DIRECTIONS:
Give the listing again exactly, omitting its images.

·····

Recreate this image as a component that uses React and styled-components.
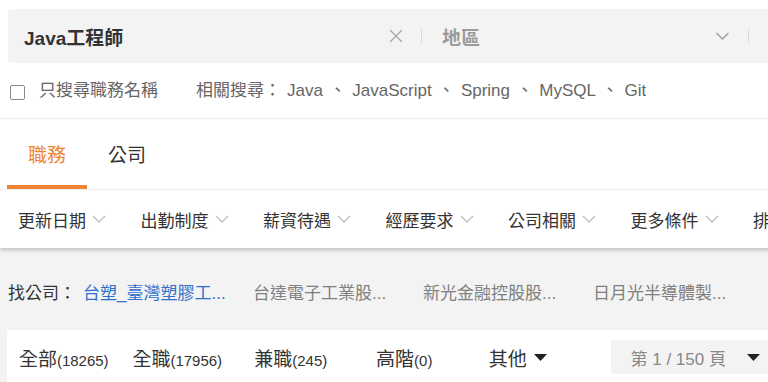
import React from "react";
import styled, { createGlobalStyle } from "styled-components";

const GlobalStyle = createGlobalStyle`
	html, body {
		margin: 0;
		padding: 0;
		overflow: hidden;
		background: #f3f3f3;
	}
	body {
		font-family: "Liberation Sans", "Noto Sans CJK TC", sans-serif;
		color: #333;
	}
`;

const Page = styled.div`
	width: 820px;
`;

const Header = styled.header`
	background: #fff;
	padding-top: 9px;
	position: relative;
	z-index: 2;
	box-shadow: 0 2px 4px rgba(0, 0, 0, 0.22);
`;

const SearchBar = styled.div`
	display: flex;
	align-items: center;
	height: 54px;
	margin-left: 8px;
	width: 812px;
	background: #f3f3f3;
	border-radius: 4px;
`;

const Keyword = styled.div`
	width: 364px;
	padding-left: 16px;
	font-size: 19px;
	font-weight: 700;
	color: #333;
`;

const IconButton = styled.span`
	display: flex;
	align-items: center;
	justify-content: center;
	width: ${(p) => p.$w || 16}px;
	height: 16px;
`;

const Divider = styled.span`
	width: 1px;
	height: 14px;
	background: #d8d8d8;
	margin: 0 ${(p) => p.$right || 0}px 0 ${(p) => p.$left || 0}px;
`;

const AreaField = styled.div`
	width: 273px;
	font-size: 19px;
	font-weight: 700;
	color: #9b9b9b;
`;

const OptionRow = styled.div`
	display: flex;
	align-items: center;
	height: 55px;
	padding-left: 10px;
	border-bottom: 1px solid #ececec;
	font-size: 17px;
	color: #666;
`;

const CheckBox = styled.span`
	width: 15px;
	height: 15px;
	box-sizing: border-box;
	border: 1.5px solid #8a8a8a;
	border-radius: 2px;
	margin-top: 3px;
`;

const CheckText = styled.span`
	margin-left: 14px;
	line-height: 18px;
`;

const Related = styled.div`
	margin-left: 38px;
	height: 18px;
	line-height: 18px;
	overflow: hidden;
	white-space: pre;
	word-spacing: 1.4px;
`;

const TabBar = styled.nav`
	display: flex;
	height: 70px;
	padding-left: 7px;
	border-bottom: 1px solid #eeeeee;
`;

const Tab = styled.div`
	box-sizing: border-box;
	width: 80px;
	height: 70px;
	padding-top: 3px;
	display: flex;
	align-items: center;
	justify-content: center;
	font-size: 19px;
	color: ${(p) => (p.$active ? "#ef8433" : "#333")};
	border-bottom: 4px solid ${(p) => (p.$active ? "#ef8433" : "transparent")};
`;

const FilterBar = styled.div`
	display: flex;
	align-items: center;
	gap: 34.5px;
	height: 58px;
	padding-left: 18px;
	white-space: nowrap;
`;

const FilterItem = styled.div`
	display: flex;
	align-items: center;
	gap: 6px;
	font-size: 17px;
	color: #333;
`;

const CompanyRow = styled.div`
	display: flex;
	align-items: center;
	padding: 36px 0 26px 8px;
	font-size: 17px;
	line-height: 20px;
	white-space: nowrap;
`;

const CompanyLabel = styled.span`
	width: 75px;
	color: #333;
`;

const CompanyLink = styled.span`
	width: 170px;
	color: ${(p) => (p.$highlight ? "#2f6fcb" : "#808080")};
`;

const JobCard = styled.section`
	display: flex;
	align-items: center;
	margin-left: 7px;
	padding: 10px 0 14px;
	background: #fff;
`;

const JobType = styled.div`
	width: 113.5px;
	height: 34px;
	display: flex;
	align-items: center;
	justify-content: center;
	gap: 7px;
	font-size: 19px;
	color: #333;
	white-space: nowrap;
`;

const Count = styled.span`
	font-size: 15px;
`;

const PageSelect = styled.div`
	display: flex;
	align-items: center;
	justify-content: space-between;
	box-sizing: border-box;
	width: 160px;
	height: 34px;
	margin-left: 36px;
	padding: 0 11px 0 20px;
	background: #f3f3f3;
	font-size: 17px;
	color: #888;
	white-space: pre;
`;

const Chevron = ({ color = "#bdbdbd", w = 14 }) => (
	<svg width={w} height="8" viewBox="0 0 14 8" fill="none">
		<polyline points="1,1 7,7 13,1" stroke={color} strokeWidth="1.3" />
	</svg>
);

const Caret = () => (
	<svg width="13" height="7" viewBox="0 0 13 7">
		<polygon points="0,0 13,0 6.5,7" fill="#222" />
	</svg>
);

const filters = ["更新日期", "出勤制度", "薪資待遇", "經歷要求", "公司相關", "更多條件", "排序方式"];
const companies = ["台塑_臺灣塑膠工...", "台達電子工業股...", "新光金融控股股...", "日月光半導體製..."];
const jobTypes = [
	{ name: "全部", count: "(18265)" },
	{ name: "全職", count: "(17956)" },
	{ name: "兼職", count: "(245)" },
	{ name: "高階", count: "(0)" },
];

const App = () => {
	return (
		<Page>
			<GlobalStyle />
			<Header>
				<SearchBar>
					<Keyword>Java工程師</Keyword>
					<IconButton>
						<svg width="16" height="16" viewBox="0 0 16 16">
							<path d="M2 2 L14 14 M14 2 L2 14" stroke="#a8a8a8" strokeWidth="1.4" />
						</svg>
					</IconButton>
					<Divider $left={17} $right={20} />
					<AreaField>地區</AreaField>
					<IconButton $w={15}>
						<Chevron color="#9a9a9a" w={15} />
					</IconButton>
					<Divider $left={18} />
				</SearchBar>
				<OptionRow>
					<CheckBox />
					<CheckText>只搜尋職務名稱</CheckText>
					<Related>相關搜尋： Java 、 JavaScript 、 Spring 、 MySQL 、 Git</Related>
				</OptionRow>
				<TabBar>
					<Tab $active>職務</Tab>
					<Tab>公司</Tab>
				</TabBar>
				<FilterBar>
					{filters.map((f) => (
						<FilterItem key={f}>
							{f}
							<Chevron />
						</FilterItem>
					))}
				</FilterBar>
			</Header>
			<CompanyRow>
				<CompanyLabel>找公司：</CompanyLabel>
				{companies.map((c, i) => (
					<CompanyLink key={c} $highlight={i === 0}>
						{c}
					</CompanyLink>
				))}
			</CompanyRow>
			<JobCard>
				{jobTypes.map((t) => (
					<JobType key={t.name}>
						<span>
							{t.name}
							<Count>{t.count}</Count>
						</span>
					</JobType>
				))}
				<JobType>
					其他
					<Caret />
				</JobType>
				<PageSelect>
					第 1 / 150 頁
					<Caret />
				</PageSelect>
			</JobCard>
		</Page>
	);
};

export default App;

·····

FINISHED EXERCISE:
Recreate this image as a component that uses React and styled-components.
import React from "react";
import styled, { createGlobalStyle } from "styled-components";

const GlobalStyle = createGlobalStyle`
	html, body {
		margin: 0;
		padding: 0;
		overflow: hidden;
		background: #f3f3f3;
	}
	body {
		font-family: "Liberation Sans", "Noto Sans CJK TC", sans-serif;
		color: #333;
	}
`;

const Page = styled.div`
	width: 820px;
`;

const Header = styled.header`
	background: #fff;
	padding-top: 9px;
	position: relative;
	z-index: 2;
	box-shadow: 0 2px 4px rgba(0, 0, 0, 0.22);
`;

const SearchBar = styled.div`
	display: flex;
	align-items: center;
	height: 54px;
	margin-left: 8px;
	width: 812px;
	background: #f3f3f3;
	border-radius: 4px;
`;

const Keyword = styled.div`
	width: 364px;
	padding-left: 16px;
	font-size: 19px;
	font-weight: 700;
	color: #333;
`;

const IconButton = styled.span`
	display: flex;
	align-items: center;
	justify-content: center;
	width: ${(p) => p.$w || 16}px;
	height: 16px;
`;

const Divider = styled.span`
	width: 1px;
	height: 14px;
	background: #d8d8d8;
	margin: 0 ${(p) => p.$right || 0}px 0 ${(p) => p.$left || 0}px;
`;

const AreaField = styled.div`
	width: 273px;
	font-size: 19px;
	font-weight: 700;
	color: #9b9b9b;
`;

const OptionRow = styled.div`
	display: flex;
	align-items: center;
	height: 55px;
	padding-left: 10px;
	border-bottom: 1px solid #ececec;
	font-size: 17px;
	color: #666;
`;

const CheckBox = styled.span`
	width: 15px;
	height: 15px;
	box-sizing: border-box;
	border: 1.5px solid #8a8a8a;
	border-radius: 2px;
	margin-top: 3px;
`;

const CheckText = styled.span`
	margin-left: 14px;
	line-height: 18px;
`;

const Related = styled.div`
	margin-left: 38px;
	height: 18px;
	line-height: 18px;
	overflow: hidden;
	white-space: pre;
	word-spacing: 1.4px;
`;

const TabBar = styled.nav`
	display: flex;
	height: 70px;
	padding-left: 7px;
	border-bottom: 1px solid #eeeeee;
`;

const Tab = styled.div`
	box-sizing: border-box;
	width: 80px;
	height: 70px;
	padding-top: 3px;
	display: flex;
	align-items: center;
	justify-content: center;
	font-size: 19px;
	color: ${(p) => (p.$active ? "#ef8433" : "#333")};
	border-bottom: 4px solid ${(p) => (p.$active ? "#ef8433" : "transparent")};
`;

const FilterBar = styled.div`
	display: flex;
	align-items: center;
	gap: 34.5px;
	height: 58px;
	padding-left: 18px;
	white-space: nowrap;
`;

const FilterItem = styled.div`
	display: flex;
	align-items: center;
	gap: 6px;
	font-size: 17px;
	color: #333;
`;

const CompanyRow = styled.div`
	display: flex;
	align-items: center;
	padding: 36px 0 26px 8px;
	font-size: 17px;
	line-height: 20px;
	white-space: nowrap;
`;

const CompanyLabel = styled.span`
	width: 75px;
	color: #333;
`;

const CompanyLink = styled.span`
	width: 170px;
	color: ${(p) => (p.$highlight ? "#2f6fcb" : "#808080")};
`;

const JobCard = styled.section`
	display: flex;
	align-items: center;
	margin-left: 7px;
	padding: 10px 0 14px;
	background: #fff;
`;

const JobType = styled.div`
	width: 113.5px;
	height: 34px;
	display: flex;
	align-items: center;
	justify-content: center;
	gap: 7px;
	font-size: 19px;
	color: #333;
	white-space: nowrap;
`;

const Count = styled.span`
	font-size: 15px;
`;

const PageSelect = styled.div`
	display: flex;
	align-items: center;
	justify-content: space-between;
	box-sizing: border-box;
	width: 160px;
	height: 34px;
	margin-left: 36px;
	padding: 0 11px 0 20px;
	background: #f3f3f3;
	font-size: 17px;
	color: #888;
	white-space: pre;
`;

const Chevron = ({ color = "#bdbdbd", w = 14 }) => (
	<svg width={w} height="8" viewBox="0 0 14 8" fill="none">
		<polyline points="1,1 7,7 13,1" stroke={color} strokeWidth="1.3" />
	</svg>
);

const Caret = () => (
	<svg width="13" height="7" viewBox="0 0 13 7">
		<polygon points="0,0 13,0 6.5,7" fill="#222" />
	</svg>
);

const filters = ["更新日期", "出勤制度", "薪資待遇", "經歷要求", "公司相關", "更多條件", "排序方式"];
const companies = ["台塑_臺灣塑膠工...", "台達電子工業股...", "新光金融控股股...", "日月光半導體製..."];
const jobTypes = [
	{ name: "全部", count: "(18265)" },
	{ name: "全職", count: "(17956)" },
	{ name: "兼職", count: "(245)" },
	{ name: "高階", count: "(0)" },
];

const App = () => {
	return (
		<Page>
			<GlobalStyle />
			<Header>
				<SearchBar>
					<Keyword>Java工程師</Keyword>
					<IconButton>
						<svg width="16" height="16" viewBox="0 0 16 16">
							<path d="M2 2 L14 14 M14 2 L2 14" stroke="#a8a8a8" strokeWidth="1.4" />
						</svg>
					</IconButton>
					<Divider $left={17} $right={20} />
					<AreaField>地區</AreaField>
					<IconButton $w={15}>
						<Chevron color="#9a9a9a" w={15} />
					</IconButton>
					<Divider $left={18} />
				</SearchBar>
				<OptionRow>
					<CheckBox />
					<CheckText>只搜尋職務名稱</CheckText>
					<Related>相關搜尋： Java 、 JavaScript 、 Spring 、 MySQL 、 Git</Related>
				</OptionRow>
				<TabBar>
					<Tab $active>職務</Tab>
					<Tab>公司</Tab>
				</TabBar>
				<FilterBar>
					{filters.map((f) => (
						<FilterItem key={f}>
							{f}
							<Chevron />
						</FilterItem>
					))}
				</FilterBar>
			</Header>
			<CompanyRow>
				<CompanyLabel>找公司：</CompanyLabel>
				{companies.map((c, i) => (
					<CompanyLink key={c} $highlight={i === 0}>
						{c}
					</CompanyLink>
				))}
			</CompanyRow>
			<JobCard>
				{jobTypes.map((t) => (
					<JobType key={t.name}>
						<span>
							{t.name}
							<Count>{t.count}</Count>
						</span>
					</JobType>
				))}
				<JobType>
					其他
					<Caret />
				</JobType>
				<PageSelect>
					第 1 / 150 頁
					<Caret />
				</PageSelect>
			</JobCard>
		</Page>
	);
};

export default App;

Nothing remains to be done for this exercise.